By tracing multiple chemicals together in a chemical cocktail approach, Kaushal’s team is able to track how sources of multiple pollutants change over time and identify potential hot spots of natural retention and transformation of contaminants in streams and surrounding wetlands. They can then develop strategies for co-managing groups of pollutants with similar transport and transformation characteristics using conservation- and restoration-based approaches

 

“You can’t address problems in water quality unless you explicitly know where they are coming from, and this source tracking approach at finer spatial scales is important,” says Kaushal,Understanding where these patterns and processes occur along a stream or river can be important for targeting stream management efforts.”

 

The ability to address multiple contaminants at once is fairly novel in stream quality management, which typically focuses on only one contaminant at a time. This type of monitoring and chemical cocktails approach moves towards a more holistic way to monitor and manage water quality. This is particularly important in urban watersheds, where landscapes are heterogeneous and big changes in water quality can occur over relatively smaller spatial scales. 

 

Next, the researchers hope to incorporate longitudinal monitoring into standard watershed assessments and regional monitoring programs.

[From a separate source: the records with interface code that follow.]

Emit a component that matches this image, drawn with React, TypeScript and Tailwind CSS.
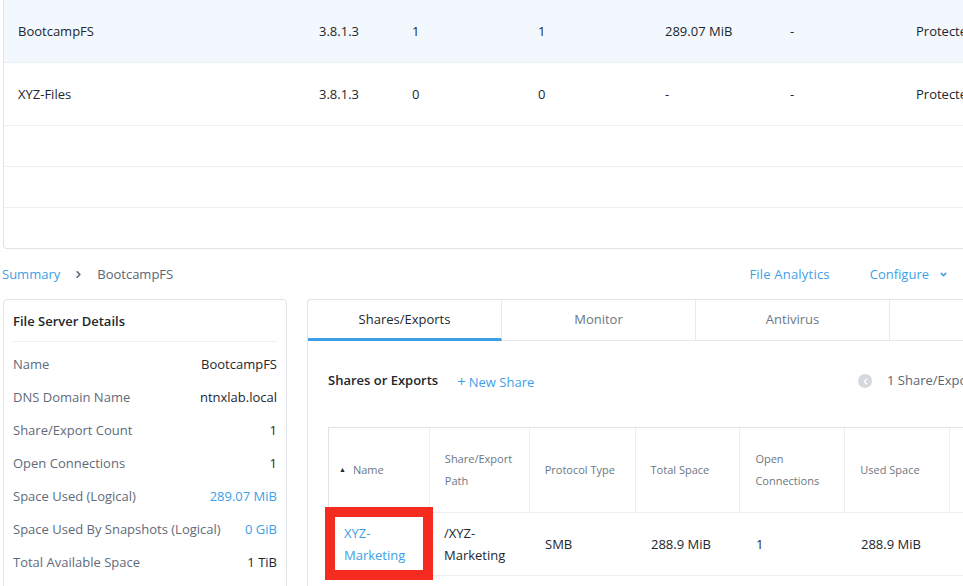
import { ChevronDown, ChevronLeft, ChevronRight } from 'lucide-react';

const topRows = [
  { name: 'BootcampFS', version: '3.8.1.3', a: '1', b: '1', used: '289.07 MiB', c: '-', dr: 'Protected' },
  { name: 'XYZ-Files', version: '3.8.1.3', a: '0', b: '0', used: '-', c: '-', dr: 'Protected' },
];

const details: { label: string; value: string; link?: boolean }[] = [
  { label: 'Name', value: 'BootcampFS' },
  { label: 'DNS Domain Name', value: 'ntnxlab.local' },
  { label: 'Share/Export Count', value: '1' },
  { label: 'Open Connections', value: '1' },
  { label: 'Space Used (Logical)', value: '289.07 MiB', link: true },
  { label: 'Space Used By Snapshots (Logical)', value: '0 GiB', link: true },
  { label: 'Total Available Space', value: '1 TiB' },
];

const tabs = ['Shares/Exports', 'Monitor', 'Antivirus', ''];

function TopTable() {
  return (
    <div className="ml-[3px] w-[1000px] border-l border-b border-[#dfe3e8] rounded-bl-[4px]">
      {topRows.map((r, i) => (
        <div
          key={r.name}
          className={`flex h-[63px] items-center border-b border-[#eceff2] pt-[1px] text-[13px] text-[#22272e] ${i === 0 ? 'bg-[#f2f8fd]' : ''}`}
        >
          <div className="w-[301px] pl-[14px]">{r.name}</div>
          <div className="w-[93px] pl-[14px]">{r.version}</div>
          <div className="w-[126px] pl-[14px]">{r.a}</div>
          <div className="w-[127px] pl-[14px]">{r.b}</div>
          <div className="w-[125px] pl-[14px]">{r.used}</div>
          <div className="w-[126px] pl-[14px]">{r.c}</div>
          <div className="pl-[14px]">{r.dr}</div>
        </div>
      ))}
      <div className="h-[41px] border-b border-[#eceff2]" />
      <div className="h-[41px] border-b border-[#eceff2]" />
      <div className="h-[40px]" />
    </div>
  );
}

function Breadcrumb() {
  return (
    <div className="flex h-[50px] items-center justify-between pl-[2px] pr-[15px] pt-[1px] text-[13px]">
      <div className="flex items-center">
        <span className="text-[#3d9fe8]">Summary</span>
        <ChevronRight className="ml-[13px] mr-[13px] h-[11px] w-[11px] text-[#5a6675]" strokeWidth={3.5} />
        <span className="text-[#5a6675]">BootcampFS</span>
      </div>
      <div className="flex items-center text-[#3d9fe8]">
        <span className="tracking-[0.2px]">File Analytics</span>
        <span className="ml-[40px]">Configure</span>
        <ChevronDown className="ml-[10px] h-[9px] w-[9px]" strokeWidth={4} />
      </div>
    </div>
  );
}

function DetailsCard() {
  return (
    <div className="ml-[3px] h-[300px] w-[284px] shrink-0 rounded-[4px] border border-[#dfe3e8] px-[9px]">
      <div className="flex h-[42px] items-center border-b border-[#eceff2] pt-[2px] text-[13px] font-semibold text-[#22272e]">
        File Server Details
      </div>
      <div className="pt-[6px]">
        {details.map((d) => (
          <div key={d.label} className="flex h-[33px] items-center justify-between text-[13px]">
            <span className="text-[#5f6b7a]">{d.label}</span>
            <span className={d.link ? 'text-[#3d9fe8]' : 'text-[#22272e]'}>{d.value}</span>
          </div>
        ))}
      </div>
    </div>
  );
}

function HeaderCell({ w, children, last }: { w: string; children: React.ReactNode; last?: boolean }) {
  return (
    <div className={`${w} flex h-full items-center pl-[15px] ${last ? '' : 'border-r border-[#eceff2]'}`}>
      <div className="text-[11px] leading-[22px] text-[#6b7785]">{children}</div>
    </div>
  );
}

function SharesPanel() {
  return (
    <div className="ml-[20px] h-[300px] w-[710px] shrink-0 rounded-tl-[4px] border-l border-t border-[#dfe3e8]">
      <div className="flex h-[41px] border-b border-[#e8ebee] text-[13px]">
        {tabs.map((t, i) => (
          <div
            key={i}
            className={`flex w-[194px] shrink-0 items-center justify-center border-r border-[#e8ebee] ${
              i === 0 ? 'mb-[-1px] border-b-[3px] border-b-[#3d9fe8] pt-[2px] text-[#22272e]' : 'text-[#6b7785]'
            }`}
          >
            {t}
          </div>
        ))}
      </div>
      <div className="px-[20px] pt-[27px]">
        <div className="flex h-[26px] items-center text-[13px]">
          <span className="font-semibold text-[#22272e]">Shares or Exports</span>
          <span className="ml-[19px] text-[#3d9fe8]">
            <span className="mr-[3px] text-[15px]">+</span>New Share
          </span>
          <div className="ml-auto flex w-[139px] shrink-0 items-center whitespace-nowrap text-[#5a6675]">
            <span className="mr-[15px] flex h-[14px] w-[14px] shrink-0 items-center justify-center rounded-full bg-[#d5d9de]">
              <ChevronLeft className="h-[9px] w-[9px] text-white" strokeWidth={4} />
            </span>
            <span>1 Share/Export</span>
          </div>
        </div>
        <div className="mt-[33px] w-[700px] border-l border-t border-[#dfe3e8]">
          <div className="flex h-[85px] border-b border-[#eceff2]">
            <div className="flex h-full w-[101px] items-center border-r border-[#eceff2] pl-[10px] text-[11px] text-[#6b7785]">
              <span className="mr-[7px] text-[7px] text-[#22272e]">▲</span>Name
            </div>
            <HeaderCell w="w-[100px]">
              Share/Export
              <br />
              Path
            </HeaderCell>
            <HeaderCell w="w-[106px]">Protocol Type</HeaderCell>
            <HeaderCell w="w-[105px]">Total Space</HeaderCell>
            <HeaderCell w="w-[105px]">
              Open
              <br />
              Connections
            </HeaderCell>
            <HeaderCell w="w-[105px]">Used Space</HeaderCell>
            <HeaderCell w="w-[78px]" last>
              {''}
            </HeaderCell>
          </div>
          <div className="flex h-[63px] items-center border-b border-[#eceff2] text-[13px] leading-[22px] text-[#22272e]">
            <div className="w-[101px] pl-[15px] text-[#3d9fe8]">
              XYZ-
              <br />
              Marketing
            </div>
            <div className="w-[100px] pl-[14px]">
              /XYZ-
              <br />
              Marketing
            </div>
            <div className="w-[106px] pl-[15px]">SMB</div>
            <div className="w-[105px] pl-[15px]">288.9 MiB</div>
            <div className="w-[105px] pl-[15px]">1</div>
            <div className="w-[105px] pl-[15px]">288.9 MiB</div>
          </div>
        </div>
      </div>
    </div>
  );
}

export default function App() {
  return (
    <div className="relative h-[586px] w-[963px] overflow-hidden bg-white font-['Open_Sans',sans-serif]">
      <TopTable />
      <Breadcrumb />
      <div className="flex">
        <DetailsCard />
        <SharesPanel />
      </div>
      {/* annotation box */}
      <div className="absolute left-[325px] top-[507px] h-[73px] w-[108px] border-[10px] border-[#f62b1f]" />
    </div>
  );
}
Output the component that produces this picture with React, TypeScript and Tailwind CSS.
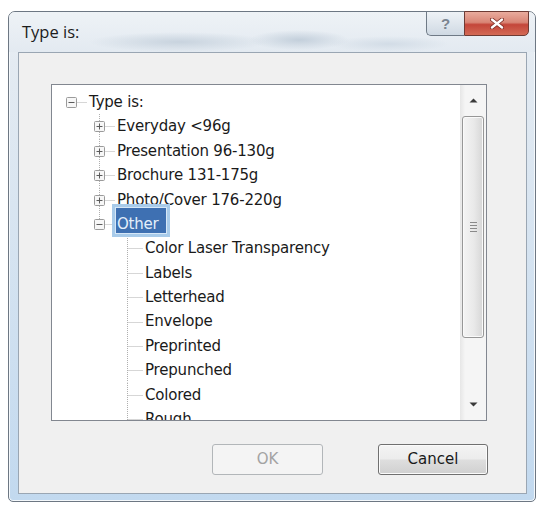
import React from 'react'

type Cell = 'none' | 'pass' | 'tee' | 'ell' | 'root'

interface Row {
  label: string
  cells: Cell[]
  box?: 'plus' | 'minus'
  selected?: boolean
}

const rows: Row[] = [
  { label: 'Type is:', cells: ['root'], box: 'minus' },
  { label: 'Everyday <96g', cells: ['none', 'tee'], box: 'plus' },
  { label: 'Presentation 96-130g', cells: ['none', 'tee'], box: 'plus' },
  { label: 'Brochure 131-175g', cells: ['none', 'tee'], box: 'plus' },
  { label: 'Photo/Cover 176-220g', cells: ['none', 'tee'], box: 'plus' },
  { label: 'Other', cells: ['none', 'ell'], box: 'minus', selected: true },
  { label: 'Color Laser Transparency', cells: ['none', 'none', 'tee'] },
  { label: 'Labels', cells: ['none', 'none', 'tee'] },
  { label: 'Letterhead', cells: ['none', 'none', 'tee'] },
  { label: 'Envelope', cells: ['none', 'none', 'tee'] },
  { label: 'Preprinted', cells: ['none', 'none', 'tee'] },
  { label: 'Prepunched', cells: ['none', 'none', 'tee'] },
  { label: 'Colored', cells: ['none', 'none', 'tee'] },
  { label: 'Rough', cells: ['none', 'none', 'tee'] },
]

// one 28px column of tree connector lines
function Connector({ kind, box }: { kind: Cell; box?: 'plus' | 'minus' }) {
  const dash = { stroke: '#adadad', strokeWidth: 1, strokeDasharray: '1 1' }
  return (
    <svg width="28" height="24.4" viewBox="0 0 28 24.4" className="shrink-0 overflow-visible">
      {(kind === 'pass' || kind === 'tee') && <line x1="14.5" y1="0" x2="14.5" y2="24.4" {...dash} />}
      {kind === 'ell' && <line x1="14.5" y1="0" x2="14.5" y2="12.2" {...dash} />}
      {kind !== 'none' && kind !== 'pass' && <line x1="14.5" y1="12.5" x2="30" y2="12.5" {...dash} />}
      {box && (
        <g>
          <rect x="9.5" y="7.5" width="10" height="10" rx="1" fill="#f7f7f7" stroke="#9a9a9a" />
          <line x1="11.5" y1="12.5" x2="17.5" y2="12.5" stroke="#5a5a5a" />
          {box === 'plus' && <line x1="14.5" y1="9.5" x2="14.5" y2="15.5" stroke="#5a5a5a" />}
        </g>
      )}
    </svg>
  )
}

function TreeRow({ row }: { row: Row }) {
  return (
    <div className="flex items-center h-[24.4px] shrink-0">
      {row.cells.map((c, i) => (
        <Connector key={i} kind={c} box={i === row.cells.length - 1 ? row.box : undefined} />
      ))}
      <span className="relative ml-[4px] h-[24.4px] flex items-center whitespace-nowrap">
        {row.selected && (
          <span className="absolute left-[-5px] top-[-8px] w-[58px] h-[33px] border-[3px] border-[#a8cbea] bg-[#3e70b2] shadow-[inset_0_0_0_1px_#d6e7f7]" />
        )}
        <span className={row.selected ? 'relative text-[#e4eefa]' : 'relative text-[#1a1a1a]'}>{row.label}</span>
      </span>
    </div>
  )
}

function ScrollBar() {
  return (
    <div className="w-[26px] shrink-0 flex flex-col bg-[linear-gradient(90deg,#e6e6e6,#f5f5f5_20%,#f5f5f5)]">
      <div className="h-[31px] flex items-center justify-center">
        <svg width="9" height="5" viewBox="0 0 9 5">
          <path d="M0.5 4.5 L4.5 0.5 L8.5 4.5 Z" fill="#3a3a3a" />
        </svg>
      </div>
      <div className="h-[222px] mx-[2px] rounded-[3px] border border-[#979797] bg-[linear-gradient(90deg,#f4f4f4,#e9e9e9_55%,#d6d6d6)] shadow-[inset_0_0_0_1px_#fafafa] flex flex-col items-center justify-center gap-[2px]">
        {[0, 1, 2, 3].map(i => (
          <div key={i} className="w-[7px] h-[1px] bg-[#8a8a8a]" />
        ))}
      </div>
      <div className="flex-1" />
      <div className="h-[31px] flex items-center justify-center">
        <svg width="9" height="5" viewBox="0 0 9 5">
          <path d="M0.5 0.5 L4.5 4.5 L8.5 0.5 Z" fill="#3a3a3a" />
        </svg>
      </div>
    </div>
  )
}

export default function App() {
  return (
    <div className="w-[543px] h-[507px] bg-white overflow-hidden pt-[11px] pl-[8px] font-['DejaVu_Sans',sans-serif]">
      <div className="w-[528px] h-[491px] flex flex-col rounded-t-[7px] rounded-b-[5px] border border-[#6d7783] bg-[linear-gradient(180deg,#eef2f6_0%,#e4ebf2_10%,#c2d9ef_100%)] shadow-[inset_0_0_0_1px_#f4f8fb]">
        {/* title bar */}
        <div className="h-[40px] flex items-start bg-[radial-gradient(ellipse_90px_10px_at_170px_30px,#c8d3de,transparent),radial-gradient(ellipse_50px_10px_at_290px_28px,#c3cfdb,transparent),radial-gradient(ellipse_60px_8px_at_380px_32px,#d2dce6,transparent),linear-gradient(180deg,#eef2f6,#e3eaf1)] rounded-t-[6px]">
          <span className="pl-[13px] pt-[10px] text-[16.5px] leading-[20px] text-[#1c1c1c] font-['Open_Sans',sans-serif]">Type is:</span>
          <div className="ml-auto mr-[6px] mt-[-1px] flex">
            <div className="w-[38px] h-[25px] rounded-bl-[5px] border border-r-0 border-[#6f7a86] bg-[linear-gradient(180deg,#eef2f6,#dfe6ed_50%,#cfd9e3)] flex items-center justify-center">
              <span className="text-[15px] font-bold text-[#7b8590] leading-none font-['Liberation_Sans',sans-serif]">?</span>
            </div>
            <div className="w-[65px] h-[25px] rounded-br-[5px] border border-[#6e3b34] bg-[linear-gradient(180deg,#e9ab9d,#d98676_45%,#c4463a_55%,#d36a55)] flex items-center justify-center">
              <svg width="14" height="11" viewBox="0 0 14 11">
                <path d="M2 1.5 L12 9.5 M12 1.5 L2 9.5" stroke="#7a2a22" strokeWidth="4" strokeLinecap="round" />
                <path d="M2 1.5 L12 9.5 M12 1.5 L2 9.5" stroke="#ffffff" strokeWidth="2.4" strokeLinecap="round" />
              </svg>
            </div>
          </div>
        </div>

        {/* client area */}
        <div className="ml-[9px] w-[509px] h-[442px] border border-[#9aa6b3] bg-[#f0f0f0] flex flex-col">
          <div className="mt-[31px] ml-[32px] w-[436px] h-[337px] border border-[#828790] bg-white flex">
            <div className="flex-1 overflow-hidden flex flex-col pt-[5px] pl-[5px] text-[15px] tracking-[-0.2px]">
              {rows.map(r => (
                <TreeRow key={r.label} row={r} />
              ))}
            </div>
            <ScrollBar />
          </div>

          <div className="mt-[23px] ml-[193px] flex gap-[55px] text-[15px]">
            <div className="w-[111px] h-[31px] rounded-[3px] border border-[#b2b6b9] bg-[#f4f4f4] flex items-center justify-center text-[#a3a3a3]">
              OK
            </div>
            <div className="w-[110px] h-[31px] rounded-[3px] border border-[#707070] bg-[linear-gradient(180deg,#f4f4f4,#ececec_48%,#dedede_52%,#d0d0d0)] shadow-[inset_0_0_0_1px_#fbfbfb] flex items-center justify-center text-[#1a1a1a]">
              Cancel
            </div>
          </div>
        </div>
      </div>
    </div>
  )
}
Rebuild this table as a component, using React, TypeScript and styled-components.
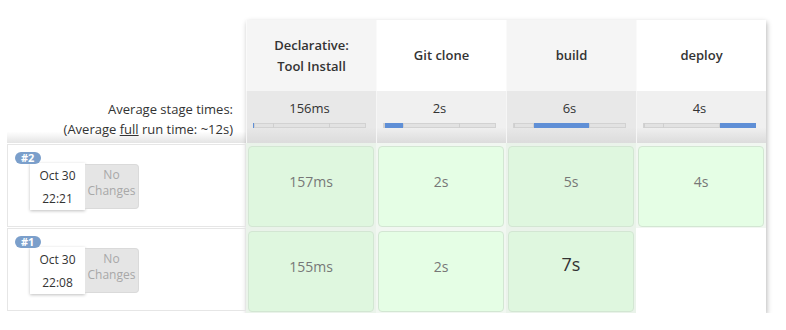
import React from "react";
import styled, { createGlobalStyle } from "styled-components";

const GlobalStyle = createGlobalStyle`
  body {
    margin: 0;
    font-family: "Open Sans", "Noto Sans", sans-serif;
    font-size: 12px;
    color: #333;
    background: #fff;
  }
`;

const stages = [
  { name: ["Declarative:", "Tool Install"], avg: "156ms", ms: 156 },
  { name: ["Git clone"], avg: "2s", ms: 2000 },
  { name: ["build"], avg: "6s", ms: 6000 },
  { name: ["deploy"], avg: "4s", ms: 4000 },
];

const builds = [
  { id: 2, date: "Oct 30", time: "22:21", cells: ["157ms", "2s", "5s", "4s"] },
  { id: 1, date: "Oct 30", time: "22:08", cells: ["155ms", "2s", "7s", null] },
];

const Page = styled.div`
  display: flex;
  align-items: flex-start;
  padding: 20px 0 0 7px;
`;

const Side = styled.div`
  width: 239px;
  display: flex;
  flex-direction: column;
`;

const SideHead = styled.div`
  height: 71px;
`;

const AvgLabel = styled.div`
  height: 52px;
  box-sizing: border-box;
  padding: 8px 13px 0 0;
  text-align: right;
  font-size: 13px;
  line-height: 20px;
  color: #333;
  background: linear-gradient(to bottom, #fff 0%, #fff 78%, #e4e4e4 100%);

  u {
    text-decoration: underline;
  }
`;

const BuildRows = styled.div`
  display: flex;
  flex-direction: column;
  gap: 1px;
  margin-top: 1px;
`;

const BuildRow = styled.div`
  position: relative;
  height: 83px;
  box-sizing: border-box;
  border: 1px solid #e6e6e6;
  padding: 18px 0 0 22px;
`;

const Badge = styled.span`
  position: absolute;
  top: 7px;
  left: 7px;
  z-index: 2;
  padding: 0 7px 0 6px;
  height: 12px;
  line-height: 12px;
  border-radius: 7px;
  background: #7b9fcb;
  color: #fff;
  font-size: 11px;
  font-weight: 700;
`;

const BuildInfo = styled.div`
  display: flex;
  height: 47px;
`;

const DateCard = styled.div`
  width: 55px;
  background: #fff;
  box-shadow: 0 1px 3px rgba(0, 0, 0, 0.25);
  text-align: center;
  font-size: 12px;
  line-height: 23px;
  color: #333;
  padding-top: 1px;
  box-sizing: border-box;
`;

const Changes = styled.div`
  width: 54px;
  margin-top: 1px;
  height: 45px;
  box-sizing: border-box;
  background: #e5e5e5;
  border: 1px solid #dadada;
  border-left: none;
  border-radius: 0 4px 4px 0;
  color: #a8a8a8;
  text-align: center;
  font-size: 12px;
  line-height: 16px;
  padding-top: 2px;
`;

const Table = styled.div`
  display: grid;
  grid-template-columns: repeat(4, 130px);
  grid-template-rows: 71px 52px 85px 85px;
  box-shadow: 1px 2px 5px rgba(0, 0, 0, 0.28);
`;

const HeadCell = styled.div<{ $alt: boolean }>`
  display: flex;
  align-items: center;
  justify-content: center;
  text-align: center;
  font-weight: 600;
  font-size: 13px;
  line-height: 21px;
  color: #333;
  background: ${(p) => (p.$alt ? "#f5f5f5" : "#fff")};
  border-left: 1px solid #fafafa;
`;

const AvgCell = styled.div<{ $alt: boolean }>`
  box-sizing: border-box;
  padding: 8px 0 0 6px;
  border-left: 1px solid #f6f6f6;
  background: linear-gradient(
    to bottom,
    ${(p) => (p.$alt ? "#e8e8e8" : "#f0f0f0")} 0%,
    ${(p) => (p.$alt ? "#e8e8e8" : "#f0f0f0")} 70%,
    #dcdcdc 100%
  );
`;

const AvgTime = styled.div`
  width: 113px;
  text-align: center;
  font-size: 13px;
  line-height: 18px;
  color: #333;
`;

const Bar = styled.div`
  display: flex;
  width: 113px;
  height: 5px;
  margin-top: 6px;
  background: #e2e2e2;
  box-shadow: inset 0 0 0 1px #d2d2d2;
`;

const Segment = styled.div<{ $on: boolean }>`
  height: 100%;
  box-sizing: border-box;
  border-left: 1px solid #cfcfcf;
  background: ${(p) => (p.$on ? "#5f8fd6" : "transparent")};

  &:first-child {
    border-left: none;
  }
`;

const CellWrap = styled.div<{ $alt: boolean; $empty: boolean }>`
  box-sizing: border-box;
  padding: 3px 2px 1px 2px;
  background: ${(p) => (p.$empty ? "#fff" : p.$alt ? "#eaf3ea" : "#f1f7f1")};
`;

const StageCell = styled.div<{ $alt: boolean; $big: boolean }>`
  height: 100%;
  box-sizing: border-box;
  border: 1px solid #d3e6d3;
  border-radius: 4px;
  background: ${(p) => (p.$alt ? "#dff7df" : "#e5fee5")};
  text-align: center;
  padding-top: ${(p) => (p.$big ? "22px" : "25px")};
  font-size: ${(p) => (p.$big ? "18px" : "14px")};
  line-height: 20px;
  color: ${(p) => (p.$big ? "#333" : "#777")};
`;

const total = stages.reduce((sum, s) => sum + s.ms, 0);

export default function App() {
  return (
    <>
      <GlobalStyle />
      <Page>
        <Side>
          <SideHead />
          <AvgLabel>
            Average stage times:
            <br />
            (Average <u>full</u> run time: ~12s)
          </AvgLabel>
          <BuildRows>
            {builds.map((b) => (
              <BuildRow key={b.id}>
                <Badge>#{b.id}</Badge>
                <BuildInfo>
                  <DateCard>
                    {b.date}
                    <br />
                    {b.time}
                  </DateCard>
                  <Changes>
                    No
                    <br />
                    Changes
                  </Changes>
                </BuildInfo>
              </BuildRow>
            ))}
          </BuildRows>
        </Side>
        <Table>
          {stages.map((s, i) => (
            <HeadCell key={"h" + i} $alt={i % 2 === 0}>
              <div>
                {s.name.map((line) => (
                  <div key={line}>{line}</div>
                ))}
              </div>
            </HeadCell>
          ))}
          {stages.map((s, i) => (
            <AvgCell key={"a" + i} $alt={i % 2 === 0}>
              <AvgTime>{s.avg}</AvgTime>
              <Bar>
                {stages.map((seg, j) => (
                  <Segment
                    key={j}
                    $on={j === i}
                    style={{ width: `${(seg.ms / total) * 100}%` }}
                  />
                ))}
              </Bar>
            </AvgCell>
          ))}
          {builds.map((b) =>
            b.cells.map((c, i) => (
              <CellWrap key={b.id + "-" + i} $alt={i % 2 === 0} $empty={c === null}>
                {c !== null && (
                  <StageCell $alt={i % 2 === 0} $big={b.id === 1 && i === 2}>
                    {c}
                  </StageCell>
                )}
              </CellWrap>
            ))
          )}
        </Table>
      </Page>
    </>
  );
}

They are currently working with collaborators at Virginia Tech and USGS to track sources of salt pollution to drinking water supplies as part of a partnership with the Washington Metropolitan Council of Governments.  

 

“Evaluating stream restoration successes and failures can be complex, and we are using this new approach to identify where it can work and where there are problem areas along streams,” Kaushal says, “Understanding how water quality changes along a flowpath seems simple and logical, but it is really frontier because most of our monitoring infrastructure and methods are focused on only analyzing changes over time at one or a few locations within a watershed.”